I’ve just about friggin’ had it.  I think I’m gonna go into the fortune cracker business.  Here’s a few off the top of my head:

1) You will make it all the way through the day without cheating on your diet.  You will then wake up in the middle of the night and shamelessly devour your children’s candy.

2) You will break down and begin dating that smelly fat guy because you’re lonely and sad.  So friggin’ lonely.  So friggin’ sad.

3) Immediately after this year’s company picnic, you will find your lips wrapped around a strange and mysterious penis.

4) You will always be fat.  Go ahead and eat this fortune cracker.

5) Your daughter will open your mail, get the account number to her college savings account, clean it out and buy meth with the money.

6)  You will play the lottery twice a week.  You will never win more than a free ticket.  Your coworkers will always hate you because you continuously talk about what you’ll do with the winnings.

Of course, those are just off the top of my head.  I could go on for days. 

This is the part of the show where I  invite you to suggest sayings in the comments that we can use in future line of “Mockable Fortune Crackers”.  Unfortunately, I just googled “novelty fortune cookies” and saw 1100 results. Ours are gonna have to be funnier than the rest.  You guys got anything good?

14 Responses leave one →
  1. 2009 July 15

    “Please read other side.” (On both sides of course)
    “Shove this up yer arse right now and receive one million dollars!”

  2. 2009 July 15
    Limey permalink

    It’s “cuisine” not “quisine”, you fuckwit colonist.


    The English Guy.

  3. 2009 July 15
    Melissa permalink

    In the immortal words of Homer Simpson (during his gig as a Fortune Cookie writer):
    “You will be aroused by a shampoo commercial”

  4. 2009 July 15

    Fan-freaking-tastic! And true.

  5. 2009 July 15

    Heroism is endurance for one moment more. You were definitely brave to attack fortune crackers. Kinda like a fig newton, is it a cookie or is it a cake?

    …and here’s your fortune: You will write more mockables to make up for this one.

  6. 2009 July 15
    metten permalink

    Wow. That’s not like me. Of course I know how to spell cuisine. I suppose I have no choice but to admit that I am a fuckwit. I’m not technically a colonist, but who cares?

  7. 2009 July 15

    Oh, and sorry about the penis thingy…

  8. 2009 July 15

    You can add the words “in bed” to the ass end of any fortune and it’ll make sense.

  9. 2009 July 15

    OK, here’s my top 10 list of fortunes:

    10. If you sneak out now, we won’t tell.
    9. She’s just not not into you.
    8. The wait staff are secretly laughing at you.
    7. Do you think you had enogh many trips to the buffet
    6. Small cookies come in plastic packages.
    5. The guy sitting behind you just farted.
    4. If you get two fortunes in your cookie, you get to choose.
    3. No fortune means you just got screwed.
    2. A relative will send you money, call your mom.
    1. This fortune cookie is utterly useless.
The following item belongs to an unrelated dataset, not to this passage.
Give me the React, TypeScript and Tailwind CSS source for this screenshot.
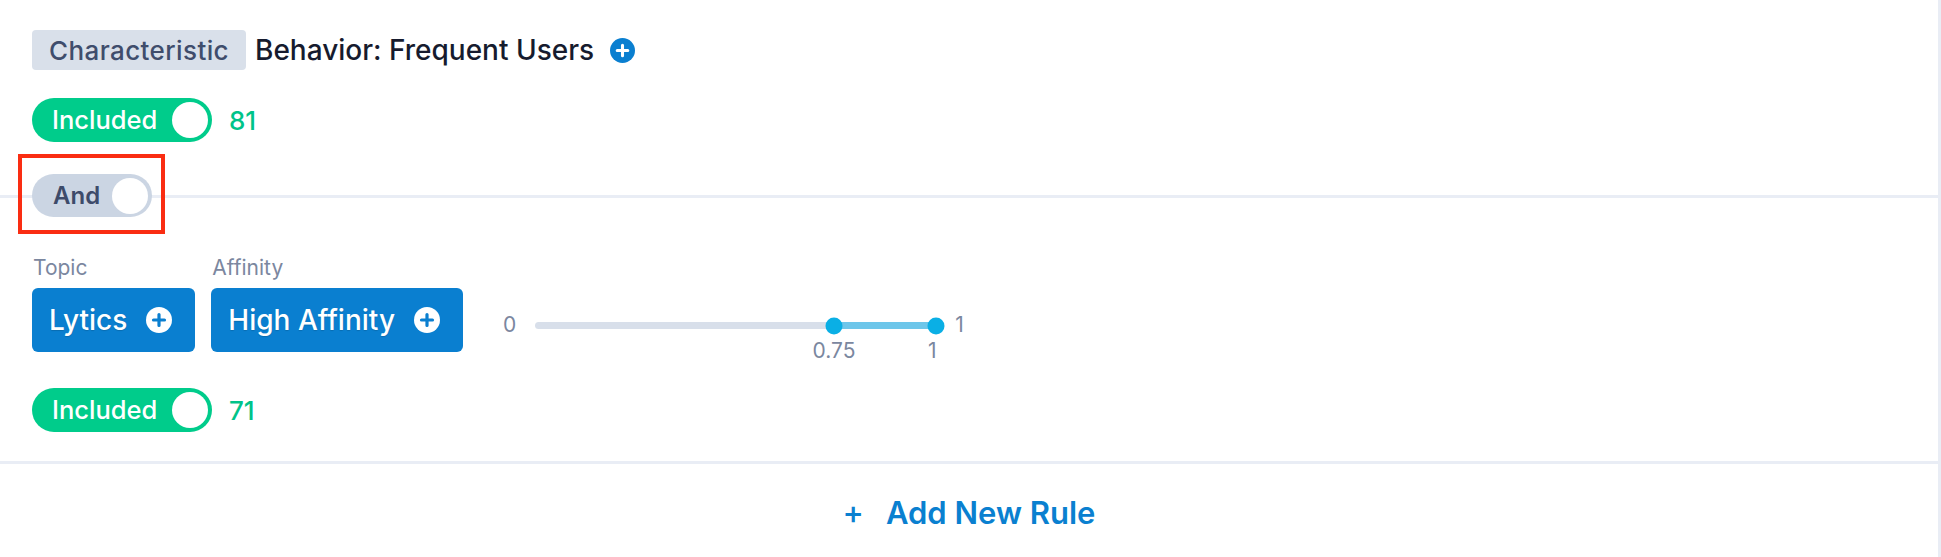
import React from "react";

function PlusCircle({ bg, fg, size }: { bg: string; fg: string; size: number }) {
  return (
    <svg width={size} height={size} viewBox="0 0 26 26">
      <circle cx="13" cy="13" r="13" fill={bg} />
      <path d="M13 7.5v11M7.5 13h11" stroke={fg} strokeWidth="3.2" strokeLinecap="round" />
    </svg>
  );
}

function Included({ count }: { count: number }) {
  return (
    <div className="flex items-center gap-[17px]">
      <div className="flex h-[44px] w-[180px] items-center justify-between rounded-full bg-[#00cc8b] pl-[20px] pr-[4px]">
        <span className="text-[25.5px] font-medium text-white">Included</span>
        <span className="h-[36px] w-[36px] rounded-full bg-white" />
      </div>
      <span className="text-[26px] font-medium text-[#00c389]">{count}</span>
    </div>
  );
}

function ChipButton({ label, text }: { label: string; text: string }) {
  return (
    <div className="flex flex-col gap-[8px]">
      <span className="pl-[1px] text-[21px] leading-[24px] text-[#7b879f]">{label}</span>
      <button className="flex h-[64px] items-center gap-[19px] rounded-[6px] bg-[#0a7fd0] pl-[17px] pr-[23px] text-[28px] font-medium text-white [text-shadow:0_1px_1px_rgba(0,0,0,0.15)]">
        {text}
        <PlusCircle bg="#ffffff" fg="#0a7fd0" size={26} />
      </button>
    </div>
  );
}

function RangeSlider() {
  return (
    <div className="mt-[59px] flex items-start gap-[19px] text-[21px] text-[#7b879f]">
      <span className="leading-[20px]">0</span>
      <div className="relative mt-[7px] h-[7px] w-[401px] rounded-full bg-[#d8dfea]">
        <div className="absolute inset-y-0 left-[74.5%] right-0 bg-[#6dc6ea]" />
        <span className="absolute left-[74.5%] top-1/2 h-[17px] w-[17px] -translate-x-1/2 -translate-y-1/2 rounded-full bg-[#0aafe5]" />
        <span className="absolute left-full top-1/2 h-[17px] w-[17px] -translate-x-1/2 -translate-y-1/2 rounded-full bg-[#0aafe5]" />
        <span className="absolute left-[74.5%] top-[17px] -translate-x-1/2 leading-[24px]">0.75</span>
        <span className="absolute left-[99%] top-[17px] -translate-x-1/2 leading-[24px]">1</span>
      </div>
      <span className="leading-[20px]">1</span>
    </div>
  );
}

export default function App() {
  return (
    <div className="min-h-[557px] w-full border-r-[3px] border-[#e9edf5] bg-white font-[Inter,'Liberation_Sans',sans-serif]">
      {/* characteristic rule */}
      <div className="px-[32px] pt-[30px]">
        <div className="flex h-[40px] items-center gap-[9px]">
          <span className="flex h-[40px] items-center rounded-[4px] bg-[#d9e0ea] px-[17px] text-[26px] font-medium tracking-[0.4px] text-[#3f4d6c]">
            Characteristic
          </span>
          <span className="text-[28px] font-medium leading-none text-[#161b2e]">Behavior: Frequent Users</span>
          <span className="ml-[7px] flex">
            <PlusCircle bg="#0a7fd0" fg="#ffffff" size={25} />
          </span>
        </div>
        <div className="mt-[28px]">
          <Included count={81} />
        </div>
      </div>

      {/* and / or switch sitting on the divider */}
      <div className="relative mt-[32px] flex h-[43px] items-center px-[32px]">
        <div className="absolute inset-x-0 top-[21px] h-[3px] bg-[#e9edf5]" />
        <div className="relative flex h-[43px] w-[120px] items-center justify-between rounded-full bg-[#cbd5e3] pl-[21px] pr-[4px]">
          <span className="text-[24px] font-semibold text-[#3d4b6a]">And</span>
          <span className="h-[36px] w-[36px] rounded-full bg-white" />
          <div className="pointer-events-none absolute -left-[14px] -top-[20px] h-[80px] w-[147px] border-[4px] border-[#fa2d12]" />
        </div>
      </div>

      {/* topic rule */}
      <div className="border-b-[3px] border-[#e9edf5] px-[32px] pb-[29px] pt-[39px]">
        <div className="flex items-start gap-[16px]">
          <ChipButton label="Topic" text="Lytics" />
          <ChipButton label="Affinity" text="High Affinity" />
          <div className="ml-[24px] flex">
            <RangeSlider />
          </div>
        </div>
        <div className="mt-[36px]">
          <Included count={71} />
        </div>
      </div>

      <div className="flex h-[93px] items-center justify-center bg-white pt-[5px]">
        <button className="flex items-center gap-[22px] text-[31px] font-semibold text-[#0a80d0]">
          <span className="text-[32px] font-medium">+</span>
          Add New Rule
        </button>
      </div>
    </div>
  );
}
    I know, crappy selection but thats all I got.

  10. 2009 July 15
    kristin permalink

    You will be so overcome by endless news of a celebrity death that you will pitch your laptop under a semi.

  11. 2009 July 15
    Limey permalink

    The fortune should be the address of the nearest Wendy’s because you know you’ll be hungry again soon.

    Odd but true, there are 2 main U.S. manufacturers of the fortune slips and they both have the same typos since Company A stole all Company B’s fortunes, letter for letter.

  12. 2009 July 16

    A few that I think are appropriate for Mockers Fortune Crackers:

    – Someone will pay $49.50 to have you personally mocked.

    – You will produce a guest mock that very few people will read, and even less will find amusing.

    – Someone will cut you off on your drive to home tonight. You will use profanity.

    – You will make some tea and have it with biscuits. Limey queer.

    – You have the winning MegaBucks ticket in your pocket right now, but so do 9 other people, so you’ll have to split the winnings with those miserable bastards.

    – You will be constipated for three days, but then it will clear. In a horrible toilet-busting ass-plosion.

    – You will lose your job, but then get a new one. Which pays less than the last one and doesn’t have good benefits.

    – You will flog the dolphin tonight watching a late nite Cinemax offering.

  13. 2009 July 16


  14. 2009 July 19

    1. Your botox treatments will fool no one.
    2. Inspected by Number 12.
    3. No one will ever see that video involving you, your girlfriend, two of her friends, a small monkey, and a fire extinguisher. No, really.
    4. Your firstborn son will wear girls’ jeans and eyeliner, and not in an ironic way.
    5. Dave’s not here.
    6. No! We no see cat of yours. No more ask please.
    7. Your heirs will remember you by getting in a violent dispute over who gets your golf clubs, and never speak to each other again.
    8. You will meet a mysterious, young, handsome, wealthy, and well-educated stranger on the Internet. Who will turn out to be a 58-year-old pedophile in a halfway house.
    9. So’s the 17-year-old cheerleader who wants you to talk dirty while she fingers herself.
    10. Michael Bay’s next movie will also suck.